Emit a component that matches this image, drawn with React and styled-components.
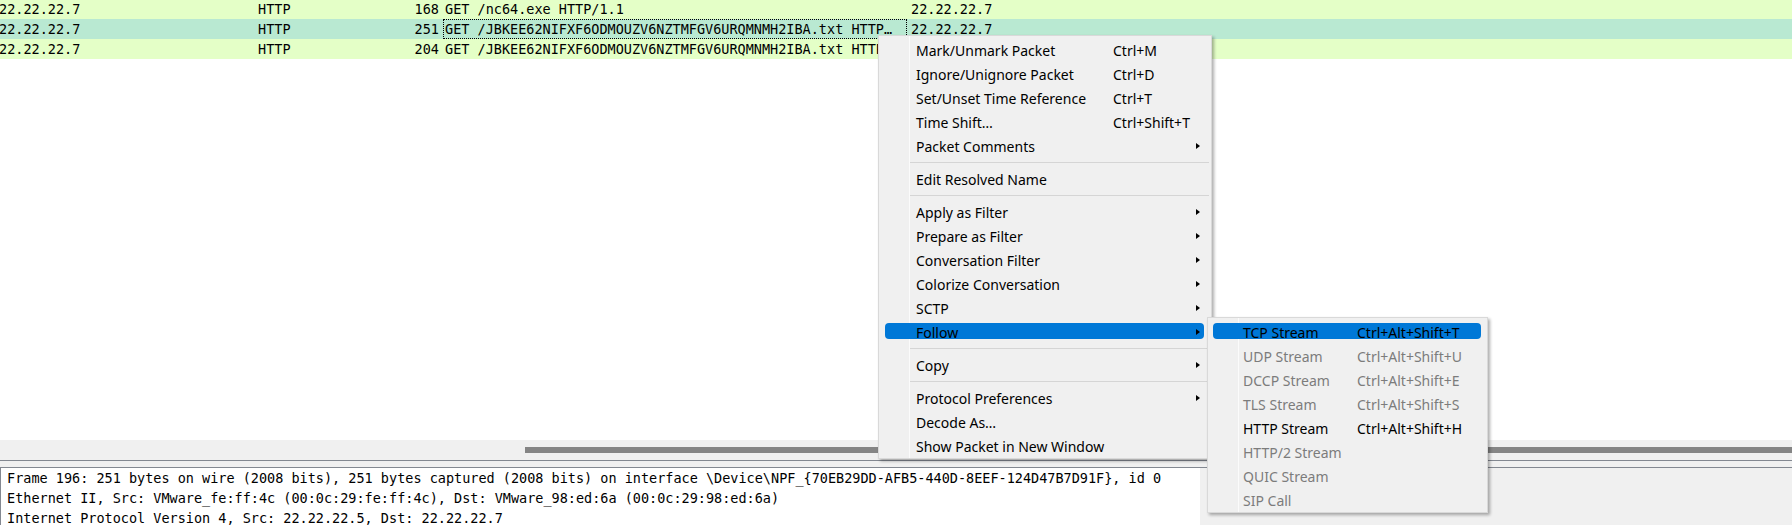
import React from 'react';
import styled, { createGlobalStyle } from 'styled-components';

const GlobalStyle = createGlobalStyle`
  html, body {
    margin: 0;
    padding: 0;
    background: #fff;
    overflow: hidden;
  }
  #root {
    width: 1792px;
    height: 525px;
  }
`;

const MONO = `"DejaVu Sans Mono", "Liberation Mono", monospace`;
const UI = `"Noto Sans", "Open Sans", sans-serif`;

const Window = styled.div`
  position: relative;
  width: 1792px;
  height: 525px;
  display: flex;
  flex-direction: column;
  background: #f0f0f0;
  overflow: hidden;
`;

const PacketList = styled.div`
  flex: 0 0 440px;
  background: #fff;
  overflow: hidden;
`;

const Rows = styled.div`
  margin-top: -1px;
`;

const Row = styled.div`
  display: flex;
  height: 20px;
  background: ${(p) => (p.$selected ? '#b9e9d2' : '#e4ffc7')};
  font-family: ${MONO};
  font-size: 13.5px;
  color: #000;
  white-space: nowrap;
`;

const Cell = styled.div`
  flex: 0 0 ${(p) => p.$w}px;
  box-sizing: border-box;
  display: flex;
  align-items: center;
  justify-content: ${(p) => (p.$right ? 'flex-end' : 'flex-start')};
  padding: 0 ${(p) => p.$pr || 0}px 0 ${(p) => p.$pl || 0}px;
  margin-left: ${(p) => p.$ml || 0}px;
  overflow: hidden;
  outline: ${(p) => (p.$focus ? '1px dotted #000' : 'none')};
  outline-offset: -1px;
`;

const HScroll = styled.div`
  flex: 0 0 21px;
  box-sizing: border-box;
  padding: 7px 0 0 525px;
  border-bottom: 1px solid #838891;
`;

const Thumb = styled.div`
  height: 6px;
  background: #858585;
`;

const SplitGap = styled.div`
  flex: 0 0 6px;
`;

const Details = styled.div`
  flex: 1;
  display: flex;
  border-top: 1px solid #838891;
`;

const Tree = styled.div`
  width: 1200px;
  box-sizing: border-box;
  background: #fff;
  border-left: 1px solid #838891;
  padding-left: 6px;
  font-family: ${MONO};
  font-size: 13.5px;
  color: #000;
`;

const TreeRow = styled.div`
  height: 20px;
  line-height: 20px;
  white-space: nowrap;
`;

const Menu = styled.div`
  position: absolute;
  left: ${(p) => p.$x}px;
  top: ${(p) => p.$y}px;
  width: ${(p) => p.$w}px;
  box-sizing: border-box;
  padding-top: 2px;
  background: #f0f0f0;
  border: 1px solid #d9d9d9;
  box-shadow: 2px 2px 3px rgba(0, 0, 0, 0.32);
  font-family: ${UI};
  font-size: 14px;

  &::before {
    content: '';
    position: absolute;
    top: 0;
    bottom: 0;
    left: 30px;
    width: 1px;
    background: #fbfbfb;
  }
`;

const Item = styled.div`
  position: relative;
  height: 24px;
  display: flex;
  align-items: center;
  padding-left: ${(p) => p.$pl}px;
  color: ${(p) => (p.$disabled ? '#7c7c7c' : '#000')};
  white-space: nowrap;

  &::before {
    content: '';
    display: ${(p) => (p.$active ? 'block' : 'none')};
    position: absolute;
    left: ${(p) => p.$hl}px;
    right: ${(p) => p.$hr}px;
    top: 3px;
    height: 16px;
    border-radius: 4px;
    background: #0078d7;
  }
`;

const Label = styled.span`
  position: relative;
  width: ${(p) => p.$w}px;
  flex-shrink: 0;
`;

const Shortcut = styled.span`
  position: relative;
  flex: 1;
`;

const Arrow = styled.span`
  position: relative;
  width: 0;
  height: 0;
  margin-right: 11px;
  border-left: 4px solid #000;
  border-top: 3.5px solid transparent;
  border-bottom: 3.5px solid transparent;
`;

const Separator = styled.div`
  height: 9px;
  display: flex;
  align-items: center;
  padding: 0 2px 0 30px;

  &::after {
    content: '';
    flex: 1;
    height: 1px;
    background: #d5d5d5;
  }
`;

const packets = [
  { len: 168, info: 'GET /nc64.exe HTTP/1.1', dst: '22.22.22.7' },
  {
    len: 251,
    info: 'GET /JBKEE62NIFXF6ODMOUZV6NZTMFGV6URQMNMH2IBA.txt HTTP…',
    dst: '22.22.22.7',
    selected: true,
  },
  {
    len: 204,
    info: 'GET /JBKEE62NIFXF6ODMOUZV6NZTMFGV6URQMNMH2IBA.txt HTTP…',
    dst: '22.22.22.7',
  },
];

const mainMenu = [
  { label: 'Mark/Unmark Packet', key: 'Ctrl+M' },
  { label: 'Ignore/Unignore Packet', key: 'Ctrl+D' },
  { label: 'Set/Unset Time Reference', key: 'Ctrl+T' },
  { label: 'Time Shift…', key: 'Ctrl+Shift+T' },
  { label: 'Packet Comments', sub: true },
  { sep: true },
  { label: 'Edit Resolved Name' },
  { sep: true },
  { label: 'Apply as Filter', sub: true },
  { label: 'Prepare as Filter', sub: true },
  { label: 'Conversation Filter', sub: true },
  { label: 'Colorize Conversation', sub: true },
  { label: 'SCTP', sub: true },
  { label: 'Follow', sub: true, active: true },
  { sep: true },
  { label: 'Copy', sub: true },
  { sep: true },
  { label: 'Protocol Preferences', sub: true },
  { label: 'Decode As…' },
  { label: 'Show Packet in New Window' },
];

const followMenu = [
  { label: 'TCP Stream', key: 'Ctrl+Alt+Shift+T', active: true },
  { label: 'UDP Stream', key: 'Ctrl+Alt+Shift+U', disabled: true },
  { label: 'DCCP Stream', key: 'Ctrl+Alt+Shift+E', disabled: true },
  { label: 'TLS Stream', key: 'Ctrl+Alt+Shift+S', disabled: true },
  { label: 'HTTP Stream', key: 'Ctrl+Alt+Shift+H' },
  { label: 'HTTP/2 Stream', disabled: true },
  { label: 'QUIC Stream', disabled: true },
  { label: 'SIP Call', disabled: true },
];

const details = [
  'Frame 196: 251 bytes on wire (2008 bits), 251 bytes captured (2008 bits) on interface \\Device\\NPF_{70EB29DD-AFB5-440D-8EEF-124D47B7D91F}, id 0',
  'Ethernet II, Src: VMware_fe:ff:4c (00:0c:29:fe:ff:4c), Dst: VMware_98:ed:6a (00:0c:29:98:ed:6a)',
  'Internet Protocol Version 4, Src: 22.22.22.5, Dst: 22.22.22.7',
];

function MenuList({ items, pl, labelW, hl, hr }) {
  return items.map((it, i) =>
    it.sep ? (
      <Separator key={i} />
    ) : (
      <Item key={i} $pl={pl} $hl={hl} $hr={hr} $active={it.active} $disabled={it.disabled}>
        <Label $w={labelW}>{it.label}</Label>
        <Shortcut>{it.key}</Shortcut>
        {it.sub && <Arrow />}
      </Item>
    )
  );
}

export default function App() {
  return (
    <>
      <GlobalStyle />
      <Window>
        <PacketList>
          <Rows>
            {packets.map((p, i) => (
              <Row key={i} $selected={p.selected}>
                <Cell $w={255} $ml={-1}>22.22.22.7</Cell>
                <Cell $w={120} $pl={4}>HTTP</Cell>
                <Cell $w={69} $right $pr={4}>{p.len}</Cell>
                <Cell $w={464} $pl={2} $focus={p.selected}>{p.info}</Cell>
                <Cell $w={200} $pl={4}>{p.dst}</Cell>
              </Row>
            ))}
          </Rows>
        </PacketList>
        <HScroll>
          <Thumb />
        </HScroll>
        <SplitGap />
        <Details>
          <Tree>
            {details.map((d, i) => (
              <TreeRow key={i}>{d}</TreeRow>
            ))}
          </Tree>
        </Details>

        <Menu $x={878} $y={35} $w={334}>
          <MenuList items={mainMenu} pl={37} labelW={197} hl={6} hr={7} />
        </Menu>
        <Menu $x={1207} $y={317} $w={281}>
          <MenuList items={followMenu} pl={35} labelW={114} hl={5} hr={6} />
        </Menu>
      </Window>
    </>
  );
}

○ ○ ○

* Instruction:
Using the data above, copy each line that contains "components".

* Full solution:
Emit a component that matches this image, drawn with React and styled-components.
import styled, { createGlobalStyle } from 'styled-components';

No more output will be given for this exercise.